“Leading wisely in uncertain environments”

64% of projects exceed their budgets or schedules, with an average cost overrun of 39%.
A significant share of these deviations is directly linked to supply chain disruptions.
Supply chain resilience is therefore consolidating as a structural variable in the viability of capital-intensive projects.
In my participation at MMH. Mining and Minerals Hall (MMH) 2024, as part of the presentation "How Better Project Management Can Enhance Capital Returns", this point was addressed from a project management perspective: designing resilient supply chains, integrating risk from early project phases, and developing contingency plans.
The current context reinforces this approach.
The Strait of Hormuz remains a critical node in global trade.
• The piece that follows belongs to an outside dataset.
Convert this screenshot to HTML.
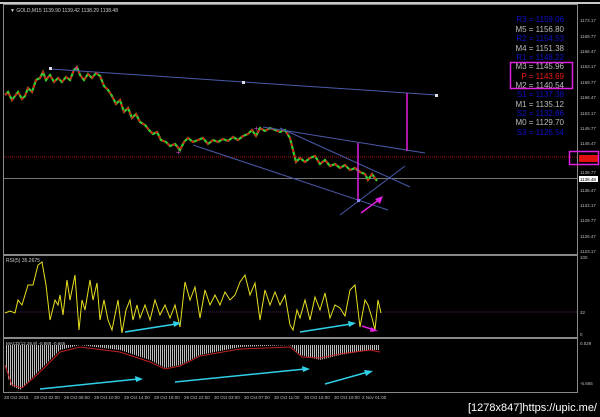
<!DOCTYPE html>
<html><head><style>
html,body{margin:0;padding:0;background:#000;width:600px;height:417px;overflow:hidden}
svg{display:block}
text{font-family:"Liberation Sans",sans-serif}
</style></head><body>
<svg width="600" height="417" viewBox="0 0 600 417" xmlns="http://www.w3.org/2000/svg">
<defs>
<pattern id="h" width="2" height="4" patternUnits="userSpaceOnUse"><rect width="1" height="4" fill="#bdbdbd"/></pattern>
</defs>
<rect width="600" height="417" fill="#000"/>
<rect x="0" y="2" width="600" height="2" fill="#c8c8c8"/>
<rect x="3.5" y="4.5" width="574" height="250" fill="none" stroke="#888" stroke-width="1"/>
<rect x="3.5" y="255.5" width="574" height="82" fill="none" stroke="#888" stroke-width="1"/>
<rect x="3.5" y="338.5" width="574" height="54" fill="none" stroke="#888" stroke-width="1"/>
<text x="10" y="12" font-size="5" fill="#ccc">▼ GOLD,M15 1139.90 1139.42 1138.29 1138.48</text>
<line x1="4" y1="157" x2="577" y2="157" stroke="#a01010" stroke-dasharray="1,1"/>
<line x1="4" y1="178.5" x2="577" y2="178.5" stroke="#777"/>
<polyline fill="none" stroke="#2fd02f" stroke-width="2.2" points="5,95 8,92 12,100 15,96 18,92 22,99 25,96 28,88 32,92 36,80 40,78 43,72 46,80 50,75 54,82 58,78 62,82 66,77 70,80 74,70 77,67 80,75 84,80 88,74 92,78 96,73 100,76 104,86 108,90 112,96 116,104 120,100 124,112 128,108 132,118 136,114 140,122 145,125 149,130 153,134 157,132 161,140 166,142 170,146 175,144 180,150 184,142 188,138 193,142 198,140 203,138 208,144 213,140 218,142 223,139 228,141 233,137 238,140 243,136 248,134 252,130 256,136 260,128 265,131 270,128 275,130 280,132 285,130 290,138 293,150 296,162 300,158 305,162 310,158 315,156 320,164 325,160 330,166 335,164 340,168 345,165 350,170 355,168 360,172 365,174 368,180 372,174 377,181"/>
<polyline fill="none" stroke="#e01818" stroke-width="1.8" stroke-dasharray="3,3" points="5,95 8,92 12,100 15,96 18,92 22,99 25,96 28,88 32,92 36,80 40,78 43,72 46,80 50,75 54,82 58,78 62,82 66,77 70,80 74,70 77,67 80,75 84,80 88,74 92,78 96,73 100,76 104,86 108,90 112,96 116,104 120,100 124,112 128,108 132,118 136,114 140,122 145,125 149,130 153,134 157,132 161,140 166,142 170,146 175,144 180,150 184,142 188,138 193,142 198,140 203,138 208,144 213,140 218,142 223,139 228,141 233,137 238,140 243,136 248,134 252,130 256,136 260,128 265,131 270,128 275,130 280,132 285,130 290,138 293,150 296,162 300,158 305,162 310,158 315,156 320,164 325,160 330,166 335,164 340,168 345,165 350,170 355,168 360,172 365,174 368,180 372,174 377,181"/>
<g stroke="#4a5aa8" stroke-width="1" fill="none">
<line x1="50" y1="69" x2="437" y2="95"/>
<line x1="263" y1="127" x2="425" y2="153"/>
<line x1="280" y1="128" x2="410" y2="187"/>
<line x1="193" y1="145" x2="388" y2="210"/>
<line x1="340" y1="215" x2="405" y2="166"/>
</g>
<rect x="49" y="67" width="3" height="3" fill="#dde"/>
<rect x="242" y="81" width="3" height="3" fill="#dde"/>
<rect x="435" y="94" width="3" height="3" fill="#dde"/>
<rect x="357" y="199" width="3" height="3" fill="#88f"/>
<g stroke="#e020e0" stroke-width="1.5">
<line x1="407" y1="93" x2="407" y2="151"/>
<line x1="358" y1="143" x2="358" y2="200"/>
<line x1="361" y1="213" x2="380" y2="199"/>
</g>
<polygon points="383,196 375,199 380,204" fill="#e020e0"/>
<text x="74" y="71" font-size="8" fill="#d040d0">+</text>
<text x="176" y="155" font-size="8" fill="#d040d0">+</text>
<text x="254" y="131" font-size="8" fill="#d040d0">+</text>
<g font-size="8" text-anchor="end">
<text x="564" y="22" fill="#1010c8">R3 = 1159.06</text>
<text x="564" y="32" fill="#bbb">M5 = 1156.80</text>
<text x="564" y="41" fill="#1010c8">R2 = 1154.53</text>
<text x="564" y="51" fill="#bbb">M4 = 1151.38</text>
<text x="564" y="60" fill="#1010c8">R1 = 1148.22</text>
<text x="564" y="69" fill="#bbb">M3 = 1145.96</text>
<text x="564" y="79" fill="#ee1a1a">P  = 1143.69</text>
<text x="564" y="88" fill="#bbb">M2 = 1140.54</text>
<text x="564" y="97" fill="#1010c8">S1 = 1137.38</text>
<text x="564" y="107" fill="#bbb">M1 = 1135.12</text>
<text x="564" y="116" fill="#1010c8">S2 = 1132.86</text>
<text x="564" y="125" fill="#bbb">M0 = 1129.70</text>
<text x="564" y="135" fill="#1010c8">S3 = 1126.54</text>
</g>
<rect x="510.5" y="62.5" width="62" height="26" fill="none" stroke="#e020e0" stroke-width="1.5"/>
<g font-size="4.5" fill="#bbb">
<text x="580" y="22">1173.17</text><text x="580" y="38">1169.77</text><text x="580" y="53">1166.47</text>
<text x="580" y="68">1163.17</text><text x="580" y="84">1159.77</text><text x="580" y="99">1156.47</text>
<text x="580" y="115">1153.17</text><text x="580" y="130">1149.77</text><text x="580" y="145">1146.47</text>
<text x="580" y="174">1139.77</text><text x="580" y="192">1136.47</text><text x="580" y="207">1133.17</text>
<text x="580" y="222">1129.77</text><text x="580" y="238">1126.47</text><text x="580" y="253">1123.17</text>
<text x="580" y="259">100</text><text x="580" y="314">32</text><text x="580" y="336">0</text>
<text x="580" y="345">0.529</text><text x="580" y="385">-5.665</text>
</g>
<rect x="579" y="155" width="19" height="7" fill="#e01010"/>
<rect x="569.5" y="151.5" width="29" height="13" fill="none" stroke="#e020e0" stroke-width="1.5"/>
<rect x="579" y="176" width="19" height="6" fill="#fff"/>
<text x="580" y="181" font-size="4.5" fill="#000">1138.48</text>
<text x="6" y="262" font-size="5" fill="#ccc">RSI(5) 35.2675</text>
<line x1="4" y1="312" x2="577" y2="312" stroke="#502050" stroke-dasharray="1,1"/>
<polyline fill="none" stroke="#e8e020" stroke-width="1" points="5,313 10,311 15,313 18,300 22,305 28,285 33,285 38,265 42,262 46,285 50,320 55,300 58,305 60,295 63,315 67,280 70,300 75,275 79,330 82,300 85,310 90,280 93,300 97,283 100,320 104,300 108,320 112,330 118,300 122,333 126,310 130,300 133,320 137,305 140,318 145,305 150,320 155,300 160,315 165,305 170,318 175,305 180,327 185,282 190,300 195,287 200,318 205,290 210,305 215,295 220,305 225,292 230,300 235,295 240,282 245,275 250,295 255,283 260,320 265,290 270,305 275,292 280,305 285,295 290,325 293,330 297,310 300,318 305,300 310,320 315,297 320,310 325,293 330,318 335,305 340,308 345,316 350,290 355,285 360,327 365,300 368,305 372,318 375,330 378,300 381,313"/>
<g stroke="#30d0e8" stroke-width="1.5"><line x1="125" y1="332" x2="176" y2="324"/><line x1="300" y1="332" x2="351" y2="324"/></g>
<polygon points="181,323 173,321 174,327" fill="#30d0e8"/>
<polygon points="356,323 348,321 349,327" fill="#30d0e8"/>
<line x1="362" y1="326" x2="374" y2="330" stroke="#e020e0" stroke-width="1.5"/>
<polygon points="378,331 371,327 370,332" fill="#e020e0"/>
<text x="6" y="345" font-size="4.5" fill="#ccc">MACD(12,26,9) -0.888 -0.665</text>
<path d="M5,345 L380,345 L380,350 L370,350 L340,355 L320,360 L300,355 L290,345 L240,347 L200,355 L180,365 L165,368 L150,360 L120,350 L80,345 L60,350 L40,370 L20,390 L10,385 L5,365 Z" fill="url(#h)"/>
<polyline fill="none" stroke="#c02020" stroke-width="1" points="5,365 12,385 22,388 40,372 60,352 80,347 120,352 150,362 165,369 180,366 200,356 240,349 290,347 302,357 320,358 340,354 370,350 380,352"/>
<g stroke="#30d0e8" stroke-width="1.5"><line x1="40" y1="389" x2="138" y2="379"/><line x1="175" y1="382" x2="305" y2="369"/><line x1="325" y1="384" x2="368" y2="372"/></g>
<polygon points="143,379 135,376 136,382" fill="#30d0e8"/>
<polygon points="310,369 302,366 303,372" fill="#30d0e8"/>
<polygon points="373,371 364,370 366,376" fill="#30d0e8"/>
<g font-size="4.5" fill="#bbb">
<text x="4" y="399">28 Oct 2015</text><text x="34" y="399">29 Oct 02:00</text><text x="64" y="399">29 Oct 06:00</text>
<text x="94" y="399">29 Oct 10:00</text><text x="124" y="399">29 Oct 14:00</text><text x="154" y="399">29 Oct 18:00</text>
<text x="184" y="399">29 Oct 22:00</text><text x="214" y="399">30 Oct 03:00</text><text x="244" y="399">30 Oct 07:00</text>
<text x="274" y="399">30 Oct 11:00</text><text x="304" y="399">30 Oct 15:00</text><text x="334" y="399">30 Oct 19:00</text>
<text x="362" y="399">2 Nov 01:00</text>
</g>
<text x="597" y="411" font-size="11" fill="#fff" text-anchor="end" font-family="Liberation Mono,monospace">[1278x847]https://upic.me/</text>
</svg>
</body></html>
Its exposure to geopolitical tensions introduces direct volatility into logistics costs, energy supply, and material availability.
The response from both markets and governments is taking shape around a reconfiguration of supply chains.
1. Nearshoring as a Risk Mitigation Instrument
Reduced dependency on critical shipping routes, greater operational control, lower exposure to geopolitical disruptions.
In the European context, companies such as Atalaya Mining illustrate how the development of local resources contributes to supply security and structural risk reduction.
2. Industrial Reconfiguration in North America
The United States is actively driving nearshoring toward Mexico as a resilience mechanism:
Shorter logistics chains, reduced exposure to global shipping routes, greater responsiveness to disruptions, regional integration of industrial capabilities.
This shift responds to economic security criteria as much as to operational efficiency.
3. Implications for Projects
Supply chain integration from early project phases, incorporation into risk models, direct impact on investment decisions, contingency planning built into design.
The supply chain is no longer an operational variable — it has become a design variable.
Technical conclusion: supply chain resilience is evolving from an operational factor to a structural element in project definition.
Because ultimately, resilience is built through concrete decisions: I am currently prioritizing suppliers with a lower probability of supply chain disruption.
How are you incorporating resilience into your project or supply chain decisions?